Now I am sweating to design the maker's mark and learning that I am no good at this. Is is just me who finds own surname 'strange' to use as a maker's mark while realising at the same time that surname should probably be at least part of it?


----------



## RDalman (Sep 19, 2016)

Stamp <3 works good on monosteel when it's soft. Just don't skimp on the punch  I use a little railroad anvil and a 1,5 kg hammer. With that I can punch lofo on 21 kiridashis in five minutes 
And get your customers/testers to make logo for you <3

For my first logo I wrote it on a paper, photoed it and emailed erniesknives.com he then fixed up my logo and sent stencils for 60 usd I think. For etching I use a old battery charger. I think it works ok with only dc for deep etching.


----------



## zetieum (Sep 19, 2016)

mein zwei pfennig: spent some time on the design of mark. It is important. If need, I would also advice you to get the help of a designer/logo maker. Even if you have a cool idea of what you want, she/he could help you shape the thing better.


----------



## jessf (Sep 19, 2016)

Don't rule out chisel. If your mark is simple enough it can be easily repeated with a chisel. Mine is four strikes, freehand so there some inconsistency between each finished mark.


----------



## Johnny.B.Good (Sep 19, 2016)

jessf said:


> Don't rule out chisel. If your mark is simple enough it can be easily repeated with a chisel. Mine is four strikes, freehand so there some inconsistency between each finished mark.



If your mark is your avatar, I think it looks very cool. 
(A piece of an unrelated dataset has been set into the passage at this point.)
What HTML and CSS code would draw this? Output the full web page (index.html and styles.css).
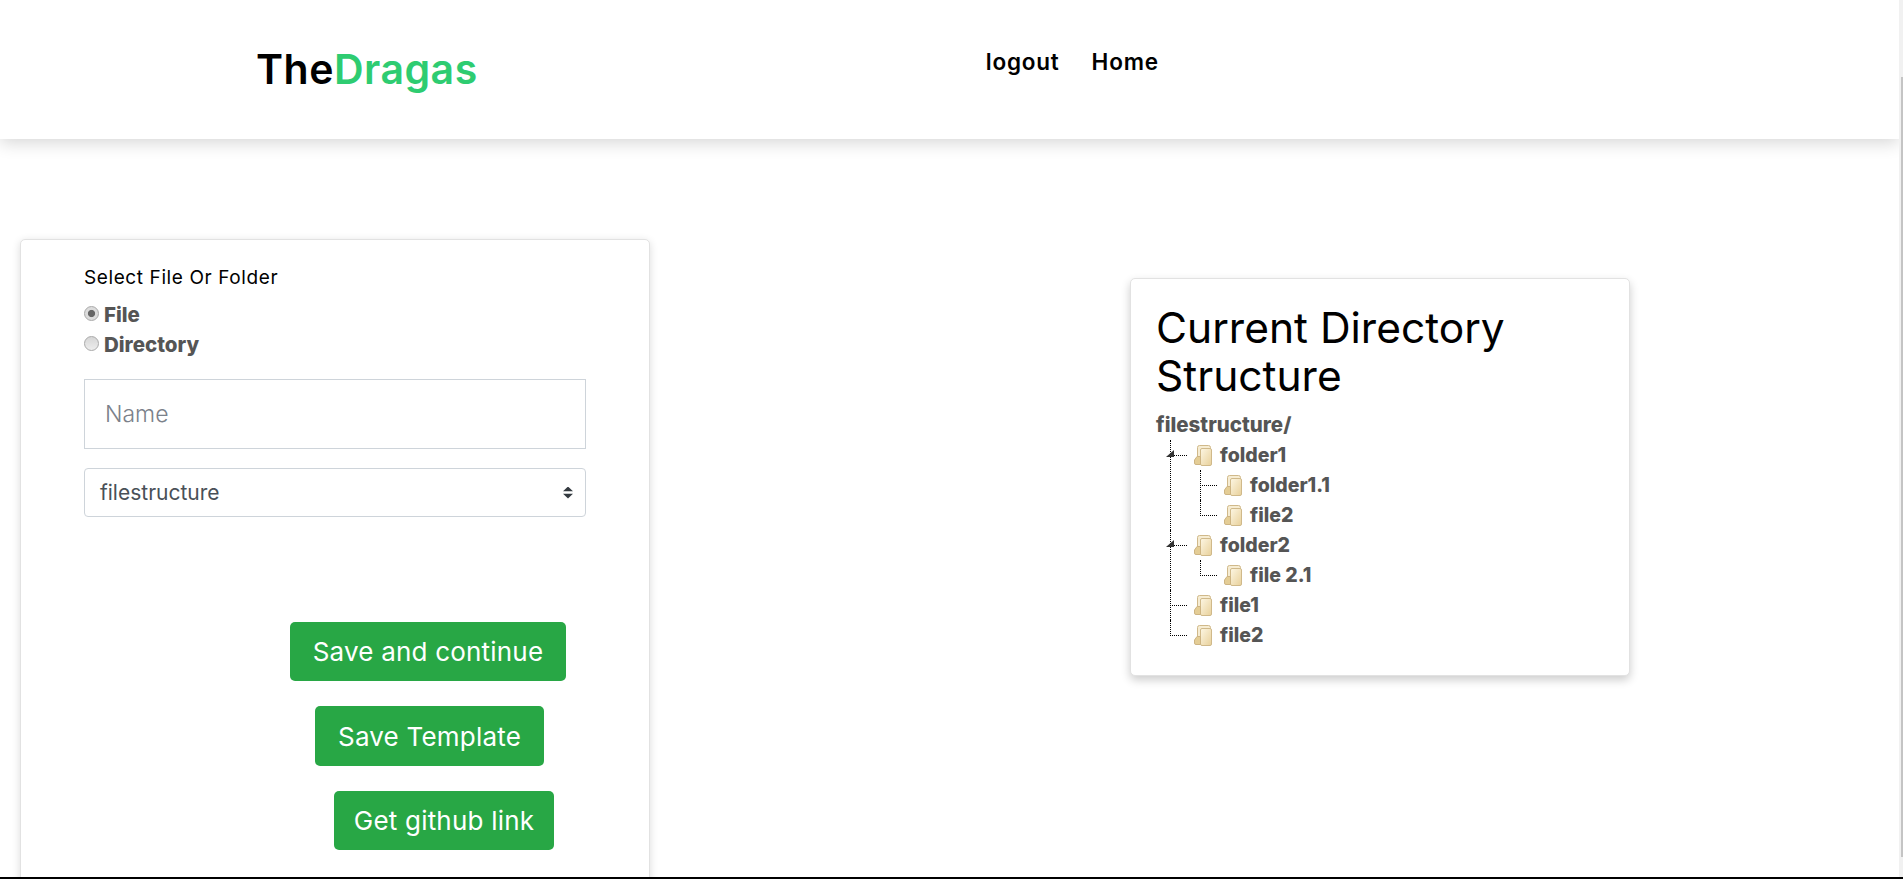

I would much, much prefer an engraved mark than an etched one, as I assume the etched mark will fade or disappear completely as the knife is used and refinished...


----------



## Matus (Sep 19, 2016)

I have considered the chisel & stamping approach, but I think I just prefer what can be achieved with etching. Now if I were forging my blades I would probably go with stamping - the marker's logo of Andy Billipp is probably the coolest I have seen.

I will work up a few designs and post them here. They will all be based on my first name or my surname. I will first try to get lettering that looks good to me and may then try to add some more elements, but plan to keep it simple. After all - some of the best makers out there use a very simple logos - just have a look at Carter, Devin, WillC, Dave, Bloodroot or Robin. I definitely do not want to make the impression that the knife is just a canvas for some over-the-top mark.

I did (and do) consider having a professional to help out, but I have not quite found something between $300+ all-custom design (that would be the starting price a quick google search revealed) and doing it myself in Photoshop.


----------



## zetieum (Sep 19, 2016)

@Matus, I am pretty sure I could find you a designer that does it for 150 euros. PM me if you want some contacts.


----------



## jessf (Sep 19, 2016)

Buddy of mine used these guys to design a logo. Basically you submit and idea and a bunch of designers come up with solutions and you pay for the one you want.

http://www.designcrowd.ca/?gclid=CJ77v-LinM8CFQUvaQodIWYPYQ&gclsrc=aw.ds


----------